Time to go actually work now. Here's hoping I don't fall asleep or throw up (gods forbid if both were to happen at the same time).

Tuesday, February 17, 2004

Okay, a few things. First, I'm depressed as all hell with my writing. And it's hard trying to unconvince myself that my writing sucks more than rotten eggs. I keep telling myself that I'm writing for myself, first and foremost, but that's starting not to work because when I read over what I wrote I think it's crap even before I send it out to be critiqued.

Speaking of something along the lines of crap... I finished reading Laurell K. Hamilton's new book Caressed by Moonlight. You know, she just isn't paying attention to her writing as well as she used to. Obsidion Butterfly was probably her last half-way decent novel. This last one was filled with sex (as with her other recent books), and major plot holes - yes I'll use the cliche - you could drive a Mack truck through them! It's no longer horror/dark fantasy that she's writing, it's straight erotica. Is she sexually repressed or something? The main character had six guys in her bed before this book started, and now at the end she added about, let's see, six or seven. That's a hell of a lot of men to keep track of. Not to mention they're personalities just aren't unique enough. Maybe one or two aren't one-dimensional cardboard cut-outs. If I ever get published (and that if is bigger than all the plot holes I found in her book), I will never let my writing slack that much once if I'd ever get a following of people who would read anything I write and praise it even it it was crap... There were a couple redeeming qualities about her book, but the behind the scenes mythology/religion used shouldn't be the only thing keeping the reader reading.

On another topic, I was a bad girl this weekend. I needed a breather from all the dark fantasy I've been writing. so, I wrote a humorous fantasy story. Mind you, my sense of humor sucks, so no one else would most likely find what I wrote funny. I think it's funny - I'm still giggling over it. I should have added to my novel, but I needed to get something humorous out of my system. Maybe I'll post it to my website soon. Then everyone can tell me how funny it isn't.

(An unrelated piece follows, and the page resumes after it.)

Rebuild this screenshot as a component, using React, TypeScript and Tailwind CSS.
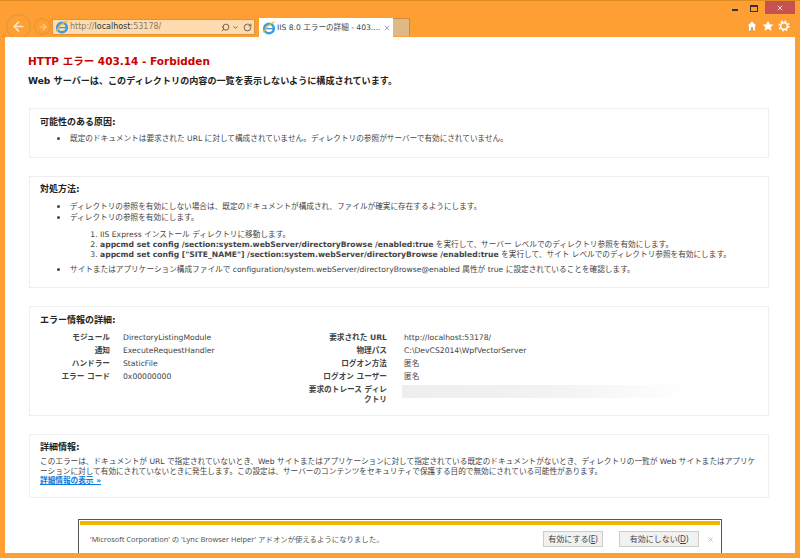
import { ArrowLeft, ArrowRight, ChevronDown, RotateCw, Search, X } from 'lucide-react';

const jp = "font-['DejaVu_Sans','Noto_Sans_CJK_JP',sans-serif]";

function IeLogo() {
    return (
        <svg width="14" height="14" viewBox="0 0 14 14" className="shrink-0">
            <circle cx="7" cy="7.5" r="4.8" fill="none" stroke="#3aa0dc" strokeWidth="2.6" />
            <rect x="3.5" y="7" width="7.5" height="1.3" fill="#3aa0dc" />
            <path d="M1.5 11.5C3 7 7.5 2.5 12.5 1.2" fill="none" stroke="#f0b429" strokeWidth="1.2" />
        </svg>
    );
}

function Panel({ title, className, children }: { title: string; className: string; children?: React.ReactNode }) {
    return (
        <section className={`mr-[26px] ml-6 border border-[#eeeeee] px-[10px] ${className}`}>
            <h3 className="text-[9px] leading-[12px] font-bold text-[#222222]">{title}</h3>
            {children}
        </section>
    );
}

const detailLeft = [
    ['モジュール', 'DirectoryListingModule'],
    ['通知', 'ExecuteRequestHandler'],
    ['ハンドラー', 'StaticFile'],
    ['エラー コード', '0x00000000'],
];

const detailRight = [
    ['要求された URL', 'http://localhost:53178/'],
    ['物理パス', 'C:\\DevCS2014\\WpfVectorServer'],
    ['ログオン方法', '匿名'],
    ['ログオン ユーザー', '匿名'],
];

export default function App() {
    return (
        <div className={`flex h-[558px] w-[800px] flex-col overflow-hidden bg-[#fd9f33] ${jp}`}>
            {/* title bar */}
            <div className="flex h-[14px] shrink-0 items-start justify-end border-t border-[#e08a24] pr-[5px]">
                <div className="mt-[8px] h-[1.5px] w-[6px] bg-[#333333]" />
                <div className="mt-[4px] ml-[12px] h-[7px] w-[8px] border border-t-2 border-[#333333]" />
                <div className="ml-[7px] flex h-[13px] w-[30px] items-center justify-center bg-[#c75050]">
                    <X size={8} strokeWidth={2.5} className="text-white" />
                </div>
            </div>

            {/* toolbar */}
            <div className="flex h-[23px] shrink-0 items-end pl-[6px]">
                <div className="mb-[-2px] flex h-[25px] w-[25px] items-center justify-center self-end rounded-full border border-[#e0923a]">
                    <ArrowLeft size={15} strokeWidth={2.5} className="text-[#fde6cc]" />
                </div>
                <div className="mb-[2px] ml-[3px] flex h-[17px] w-[17px] items-center justify-center rounded-full border border-[#e0923a]">
                    <ArrowRight size={10} strokeWidth={2.5} className="text-[#fbd6a8]" />
                </div>
                <div className="mb-[2px] ml-[1px] flex h-[16px] w-[203px] items-center border border-[#e39237] bg-[#fedcb0] pl-[2px] text-[8px] text-[#8a7a68]">
                    <IeLogo />
                    <span className="ml-[1px] whitespace-nowrap">
                        http://<span className="text-[#333333]">localhost</span>:53178/
                    </span>
                    <div className="ml-auto flex items-center pr-[2px] text-[#6b5a48]">
                        <Search size={9} strokeWidth={2.5} className="-scale-x-100" />
                        <ChevronDown size={7} strokeWidth={3} className="ml-[2px]" />
                        <RotateCw size={9} strokeWidth={2.5} className="ml-[4px]" />
                    </div>
                </div>
                <div className="ml-[4px] flex h-[19px] w-[134px] items-center bg-white pl-[3px] text-[7.6px] text-[#444444]">
                    <IeLogo />
                    <span className="ml-[1px] whitespace-nowrap">IIS 8.0 エラーの詳細 - 403....</span>
                    <X size={8} strokeWidth={2.5} className="mr-[2px] ml-auto text-[#8899aa]" />
                </div>
                <div className="mb-[1px] h-[18px] w-[17px] rounded-tr-[1px] border-t border-r border-[#d08a3a] bg-[#deb887]" />
                <div className="mb-[5px] ml-auto flex items-center gap-[4px] pr-[10px]">
                    <svg width="12" height="12" viewBox="0 0 12 12">
                        <path d="M6 1 1 6h1.6v5h2.5V7.5h1.8V11h2.5V6H11z" fill="#fff" stroke="#b87a30" strokeWidth=".4" />
                    </svg>
                    <svg width="12" height="12" viewBox="0 0 12 12">
                        <path d="m6 .8 1.6 3.5 3.9.4-2.9 2.6.8 3.8L6 8.7l-3.4 2 .8-3.8L.5 4.7l3.9-.4z" fill="#fff" />
                    </svg>
                    <svg width="12" height="12" viewBox="0 0 12 12">
                        <circle cx="6" cy="6" r="3.4" fill="none" stroke="#fff" strokeWidth="1.6" />
                        <circle cx="6" cy="6" r="4.8" fill="none" stroke="#fff" strokeWidth="1.6" strokeDasharray="1.9 1.87" />
                    </svg>
                </div>
            </div>

            {/* page */}
            <main className="relative mx-[5px] mb-[5px] flex-1 bg-white text-[7.65px] leading-[10px] text-[#444444]">
                <h1 className="ml-[23px] pt-[17px] text-[10.5px] leading-[15px] font-bold text-[#cc0000]">HTTP エラー 403.14 - Forbidden</h1>
                <h2 className="mt-[6px] ml-[23px] text-[9.1px] leading-[12px] font-bold text-[#222222]">
                    Web サーバーは、このディレクトリの内容の一覧を表示しないように構成されています。
                </h2>

                <Panel title="可能性のある原因:" className="mt-[21px] h-[50px] pt-[7px]">
                    <ul className="mt-[5px] list-disc pl-[30px] marker:text-[11px]">
                        <li>既定のドキュメントは要求された URL に対して構成されていません。ディレクトリの参照がサーバーで有効にされていません。</li>
                    </ul>
                </Panel>

                <Panel title="対処方法:" className="mt-[18px] h-[112px] pt-[6px]">
                    <ul className="mt-[6px] list-disc pl-[30px] marker:text-[11px]">
                        <li>ディレクトリの参照を有効にしない場合は、既定のドキュメントが構成され、ファイルが確実に存在するようにします。</li>
                        <li>ディレクトリの参照を有効にします。</li>
                    </ul>
                    <ol className="mt-[7px] list-decimal pl-[60px]">
                        <li>IIS Express インストール ディレクトリに移動します。</li>
                        <li><b>appcmd set config /section:system.webServer/directoryBrowse /enabled:true</b> を実行して、サーバー レベルでのディレクトリ参照を有効にします。</li>
                        <li><b>appcmd set config ["SITE_NAME"] /section:system.webServer/directoryBrowse /enabled:true</b> を実行して、サイト レベルでのディレクトリ参照を有効にします。</li>
                    </ol>
                    <ul className="mt-[4px] list-disc pl-[30px] marker:text-[11px]">
                        <li>サイトまたはアプリケーション構成ファイルで configuration/system.webServer/directoryBrowse@enabled 属性が true に設定されていることを確認します。</li>
                    </ul>
                </Panel>

                <Panel title="エラー情報の詳細:" className="mt-[18px] h-[110px] pt-[7px]">
                    <div className="mt-[7px] flex">
                        <div className="grid w-[267px] shrink-0 grid-cols-[70px_1fr] content-start gap-x-[13px]">
                            {detailLeft.map(([label, value]) => (
                                <div key={label} className="contents">
                                    <span className="h-[13px] text-right font-bold">{label}</span>
                                    <span className="h-[13px] whitespace-nowrap">{value}</span>
                                </div>
                            ))}
                        </div>
                        <div className="grid grid-cols-[80px_1fr] content-start gap-x-[17px]">
                            {detailRight.map(([label, value]) => (
                                <div key={label} className="contents">
                                    <span className="h-[13px] text-right font-bold">{label}</span>
                                    <span className="h-[13px] whitespace-nowrap">{value}</span>
                                </div>
                            ))}
                            <span className="text-right leading-[9.5px] font-bold">要求のトレース ディレクトリ</span>
                            <div className="-ml-[2px] h-[13px] w-[289px] bg-gradient-to-r from-[#eeeeee] via-[#f2f2f2] to-white" />
                        </div>
                    </div>
                </Panel>

                <Panel title="詳細情報:" className="mt-[18px] h-[64px] pt-[6px]">
                    <p className="mt-[4px] leading-[9.5px]">
                        このエラーは、ドキュメントが URL で指定されていないとき、Web サイトまたはアプリケーションに対して指定されている既定のドキュメントがないとき、ディレクトリの一覧が Web サイトまたはアプリケーションに対して有効にされていないときに発生します。この設定は、サーバーのコンテンツをセキュリティで保護する目的で無効にされている可能性があります。
                    </p>
                    <a className="block leading-[9px] font-bold text-[#0a7bdc] underline">詳細情報の表示 »</a>
                </Panel>

                {/* add-on notification */}
                <div className="absolute bottom-0 left-[73px] flex h-[34px] w-[644px] flex-col border-t border-r border-l border-[#555555] bg-white font-['Noto_Sans','Noto_Sans_CJK_JP',sans-serif]">
                    <div className="mx-[1px] mt-[1px] h-[4px] bg-[#f5b400]" />
                    <div className="flex flex-1 items-center pl-[11px] text-[7.4px] text-[#555555]">
                        <span className="whitespace-nowrap">'Microsoft Corporation' の 'Lync Browser Helper' アドオンが使えるようになりました。</span>
                        <button className="ml-auto h-[16px] w-[60px] border border-[#cccccc] bg-[#f1f1f1] text-[8px] text-[#444444]">有効にする(<u>E</u>)</button>
                        <button className="ml-[16px] h-[16px] w-[80px] border border-[#cccccc] bg-[#f1f1f1] text-[8px] text-[#444444]">有効にしない(<u>D</u>)</button>
                        <X size={7} strokeWidth={2.5} className="mr-[7px] ml-[8px] text-[#aaaaaa]" />
                    </div>
                </div>
            </main>
        </div>
    );
}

Enough for now. Back to work for me. *groans* When is my husband going to get that six figure a year income? With a library degree never... So much for writing crappily full-time!

Monday, February 09, 2004

Well, I made it through the first deadline of the term. I'm beat. Three more months left? I wish I didn't have to work, then I wouldn't be so drained. And of course there's the dreaded passing of the Admission to Candidacy. I have to edit my three chapters (not as extensive as I did this past week, thank the gods), and then hope my mentor will accept them. *Sigh*

Anyway, I was thinking this past week how some ideas come about. The domino effect is truly amazing at times. I know, no one wants to hear about this, but I'm going to talk about it anyway. I wanted to integrate my villian more into the first three chapters. Okay. Well, I had a comment about the character seeking help being poor, and since she was poor why would she ask for the Witches' help. Okay. Well, she wasn't poor to me. Her husband and her didn't have any children, so the big house was too big for them and that's why they're in a dinky house. So, I added in that they moved a few years back, just to show that they weren't poor. So, then I started thinking after I added that in: hmm, a big abandoned house in the orchards. Wouldn't that be a perfect hiding place for the villian? Hence, I will have a new scene (or scenes) starting in Chapter 4.

I know that's only interesting to me. Here's another one. Someone commented that the law building probably wouldn't be the oldest in town. Instead of changing it's shabbiness, I thought, why not make it in an old church? Hence another big underlying factor that will be woven into the book. I never thought t would develop into a holy war of sorts between the Witches and the rest of the people in Leera, but I have a feeling it will play a big part, especially when I'm working on rewriting the whole thing. Hmm....I need to come up with the mythology concerning Leera's Goddess (the Witches' diety) and the God (everyone elses' diety). Maybe to divorcies, so to speak?

Ignore me. I'm pathetic. Although, I'm happy to say at least I feel my world is rounding out a bit more. Although I still feel majorly insecure about my writing. *Sigh* Okay, time to edit those chapters...

Monday, February 02, 2004

Revising... I hate it. Okay, those words don't really hold the emotion I'm trying to express. I loathe it, and wish I could take my laptop and chuck it across the room when it takes me an hour to revise two $!#@ing paragraphs! But then if I had a laptop in peices it would probably take me much longer to revise. I love the writing, getting the bones down on paper is a thrill. But revising sucks beyond belief. I know I need to do it, I even have the battle plan in my mind of what needs to change (at least the big ideas), but it's pure torture. It's the perfectionism bug, I know it is. Right now, I have so many suggestions rolling around in my head that I want to make it perfect. Don't use facial expressions, or movement (how the hell am I supposed to cut all of those out - just description and dialogue? I think not). Watch the viewpoint - she can't see herself do this (then why when I'm reading many books does the author do that very same thing I'm chided over?) The revising is driving me up a wall (to use a wonderful cliche that seems to be the epitome of my life lately). Right now I just feel that my writing is terrible, that it has no color, no life, it's been degraded to mere words on paper. I'm self-conscious as I revise. I'm thinking how everyone else will reacte to how I word something, how they'll look at it and say that's wrong. And it doesn't help that I don't even have the entire rough draft of the novel written. How am I supposed to revise the beginning if I don't know the nuances that happen at the end?

Urgh, boo, hiss, grrr, grumble, spit, groan. Maybe it's time to blow my creative brain to bits and start over. No, no that wouldn't work. Maybe the revising has already turned my creative brain to mush. Bleh.